Celestian Tales: Old North Review
Wherein Thy Tale Begins
Celestian Tales: Old North is a Kickstarter-funded RPG from Indonesian studio Ekuator Games that seeks to combine some of the greyer moral aspects of western fantasy with traditional turn-based JRPG gameplay. With a tale spanning multiple decades set to be woven across three games, this title is the first of that trilogy, introducing players to the Old North and its six main protagonists. Unfortunately, right now the game simply feels like a prologue to that larger tale and doesn’t quite offer a substantial enough experience in line with its promises.
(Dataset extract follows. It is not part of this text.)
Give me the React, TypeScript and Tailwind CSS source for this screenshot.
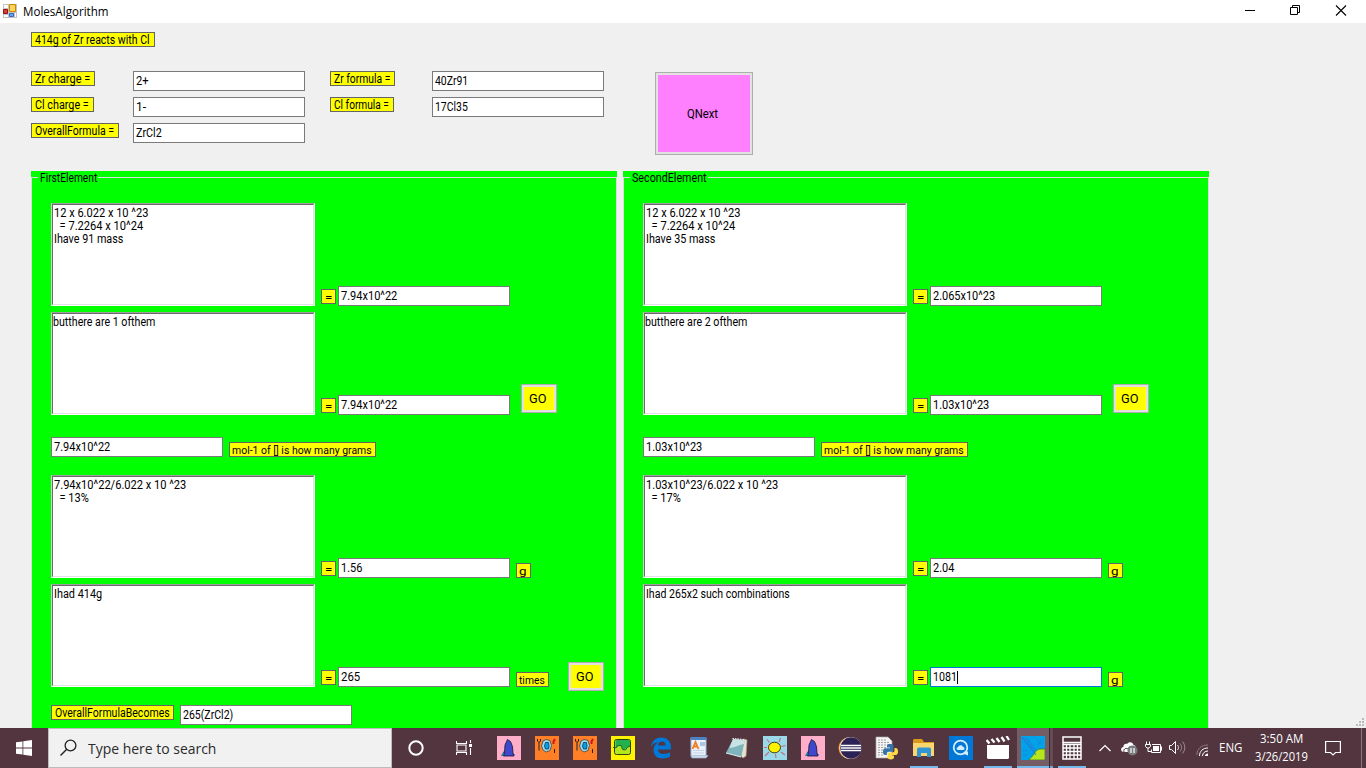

Set in a medieval fantasy world, the game follows six young nobles training to become knights in the Old North, an isolated and very traditional feudal nation. At the start of the game, players select which one of the six to have as the main viewpoint character for the playthrough. This selection offers a brief prologue showing that character’s background and every now and then also gives the character a scene to themselves without the rest of the party. While appreciably designed to add replay value, there’s just not enough difference between the playthroughs to make it worthwhile, even with a single playthrough easily completed within ten hours.
The story has a deliberate focus on grey moral areas and while the game does a good job of noting and arguing through some tough decisions, it doesn’t deliver on giving players much choice in how to handle them. The number of choices can be counted one hand, and though there is no obvious right or wrong, right now there appears to be little to no impact on the events of this particular section of the tale. The game in general is very linear, with minimal side content but also little unnecessary filler. It remains to be seen how these choices will affect the subsequent parts of the trilogy, but it’s disappointing that there isn’t anything more immediate. It’s also painfully obvious at times that this is far from a complete tale. Although the main foe of this game is dealt with, virtually every other arc is left unresolved at this stage, with the game ending with a rather odd sudden twist. It is worth repeating at this stage that this is part one of a trilogy, something that could be much better communicated in the game.
Battles follow the basic turn-based formula, with three of the six party members involved. There is no MP-style bar in Celestian Tales: Old North, with magic not being used in the country, replaced instead by a number for stamina. Stamina is used for more powerful skills by both the party and its opponent and goes up by one with each regular attack or by two if the character defends. It’s a relatively straightforward and solid battle system, but there’s nothing really new here.
The entire party has a shared experience bar, meaning players don’t have to worry about those on the sidelines falling behind, with a linear levelling system granting three characters a new skill each level up to level twenty. Some customisation, but not much, is available in selecting the four skills and two passive abilities each character will have active in battle. There is also a rudimentary equipment and upgrading system, with dropped items used for enhancing weapons or sold in order to buy better armour, the latter of which is vital in the final stages. Exploration is mostly decent, though there is a hefty amount of backtracking. Monsters roam the various areas, leading to battle if touched, but they are very easy to avoid if players don’t fancy it.
One area the gameplay could do with improvement is in the difficulty balancing. For a large chunk of the game things are relatively straightforward, however, after a certain point the game suffers from a couple of big spikes, particularly in the final two battles. There is also the sin of giving the final boss a powerful and repeatable healing move. This is counteracted by allowing bosses to suffer from status effects, but those who have not prepared their party for it ahead of time will find victory near impossible.
Visually, the game is pleasing. The sprites are decently animated and it’s easy to recognise the various characters, with all the locations having a very appealing painted style. The character portraits also work nicely, with a good selection of reactions helping to sell the dialogue. Battles aren’t especially flashy, but outside of that there’s nothing to complain about, with crisp and fairly quick animations meaning things don’t ever become bogged down. There is a small number of graphical glitches dotted around, but these are minor and easily overlooked. The game’s relatively small selection of music is also pretty decent, providing an enjoyable background to proceedings without sounding repetitive.
At present, Celestian Tales: Old North is a bit of an odd bag, feeling more like a prologue to something bigger than a full title standing on its own. There is certainly enough potential here for the second part to be worth a look to see if it can take the game further, but the game as it stands just lacks delivery on its promises. There will be some that get plenty of enjoyment out of the title, but others will be best served waiting for the tale to be more complete.